I've developed a habit of coming alive creatively at night. I'm not sure that's a great thing, but it's the way it is right now. I tried...I really tried to get down to business early - like 5. D offered to be on J duty and everything. But I was having a lot of fun hanging out with ladies from my building outside with their babies and watching J play with all the other cool kids who live in our building as well. It was sunny, we shared a cooler in wine glasses with ice (mmm...so refreshing) and just chatted and watched the blissful children playing with sticks.

So then, we ordered Chinese for dinner. I am SO not a fan of cooking during the summer it seems. Too hot. No time/energy to grocery shop. No energy to harass D into doing it. No worries - he'll do it when we actually run out of food.

Then it was after dinner. I cleaned up from dinner...and yes, it was hard work putting all those containers of leftovers in the fridge! Then I piddled a bit on the comp...couldn't pull myself away. Then it was bathtime. Now it's bedtime and D is still on duty...putting the lil munchkin to bed. But I'm STILL not GOING. Not yet. I do have pix printed out. I have done a little bit on something else I'm working on. I'm just not quite there yet - not quite ready. I'm gonna take a break, go over to a neighbour's, and maybe have a beer and a decent adult conversation. I told her I wasn't going to go over because I had "work" to do (non-scrappers do NOT understand "I have to scrap"...they just don't) but then I thought...maybe a mental break will be just the kick-start I need. Then, I *might* just have the energy I need/so badly want...to do a page.

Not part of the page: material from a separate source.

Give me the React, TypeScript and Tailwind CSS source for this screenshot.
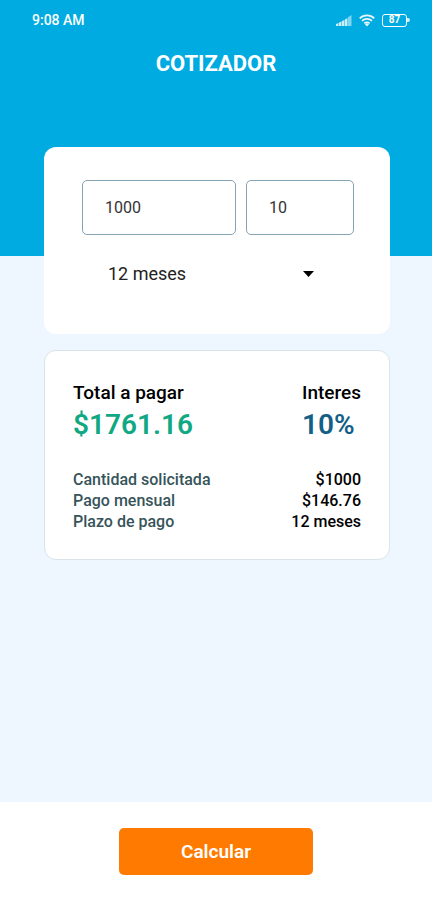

Tomorrow is Friday - woooooooo hooooooo! LUV Fridays!!!

13 July 2005

she bangs!


I went today and got me some bangs. My fairly new, streaked, potentially rocker-esque (if i "do" it, insert roll eye here) 'do' was becoming boring. I always have it up, outta my way, and it's just become blah. Usually when I feel that way I go back and get it re-dyed a different colour, or cut right off or something extreme like that. But today I got bangs. I like my bangs. I'm happy I got them. Now I'm forced to wash my hair every single day, and maybe even DO it once in a while. If not, hey...it's fun to have the bangs. They'll make the frumpy pony tail or inspirational bun (more on this later) cuter.

Jaxon at the mall was fun. He had oodles of energy - I'm thinking that was the chocolate-dipped ice cream cone he had. At some points it was a bit nuts (oh the screaming..."that is your OUTSIDE voice!!" (oh ya - I guess I was screaming too). D definitely didn't have much patience for it today...JJ lost his watch-a-movie-when-you-get-home-from-daycare priviledges for tomorrow for not listening, and then got them reinstated by promising to "be a good boy" (his words) and "listen" (our words) all the way home. Ha. Dad's such a pushover.

Happy Hump day all. Two more work days left. Right ON!

12 July 2005

dinner out


I love having dinner out with a friend (or 4). Reminds me of my "youth" lol. I laugh out loud because I still sorta feel like a "youth". Am I a grown up now? Or maybe I'm somewhere in the middle...at least mentally. I took the bus downtown to meet my friend Karen, who I haven't seen in over a year. We used to work together and keep in touch mostly by email. And, about once a year, it seems, we manage to get it together (read: I (me) get it together!!) enough to meet up in person.

Even the bus ride down was entertaining. I sat and people-watched and tried (not very hard) to not eavesdrop (sp? oh whatever) on a conversation two teenage girls were having right beside me. As the bus sped up going over the Granville St. Bridge and the wind blew and I had a view of the water, the mountains, and downtown all at once, I took a deep breath and smiled. It just made me feel good. We got into the core of downtown and all of the familiar (but in a new way) sites and sounds became apparent.

So many thoughts went through my head. ::hmm...lots of new shops it looks like...i'd like to come back and check them out::wow am i ever glad that i don't come and hang out here every single friday and saturday night anymore::man people are interesting...and weird...and hot...and not...and loud...and sad...happy...mad...crazy...(it goes on and on that part)::I had to walk a few blocks to the restaurant and it was fun and it made me happy. Interestingly enough, I didn't feel uncomfortable or anxious once...I'm just realizing that as I type. I didn't even THINK about that. Cool. Very cool

So...I'm walking along the street with crazy amounts of people and noise everywhere, cars honking and all jammed up, not being anxious (woo hoo). I saw a million things I wanted to buy, or at least several windows that needed to be seriously scoped. I walked to Robson and Thurlow, turned right on Thurlow, and felt good because I was only about 10 minutes late. I couldn't find the bloody restaurant anywhere! It had disappeared! Thank god for 7-11 and semi-geographically-knowledgeable clerks, because she was able to point me in the right direction ("it's not here anymore"::"no, i realize that, but where did it go? my friend told me this intersection"::"oh ya...over there...that way") and let's just say I'm glad she pointed. Found the restaurant, found Karen, and had a great chat, lots of laughs, and some nummy food.

I had sushi for lunch too. :P

Peace out yall.

11 July 2005

i've gone and done it


Go figure. Taken the royal plunge into blogdom. On the day I have about 5 million,5 hundred thousand and 5 things to do. This was on The List though, so I still get to cross something off::woo hoo! But on the boo boo (!) side of things I may just be avoiding the rest of The List. Hmm. Today is Monday. It's an OK day, but it's Monday. Mondays I have a tendency to feel tired, blah...Mondayish. Grey grey day weather-wise. On the bright side I gave JJ airplane rides on my feet over and over again and we laughed our heads off. That always feels good.

And the next bright spot is that tomorrow is Tuesday. I really like the word Tuesday...and Tuesday is one day closer to Wednesday (aka HUMP day!!)and that means really the weekend is almost here. Almost.
Now I must tackle more of The List. Mwah!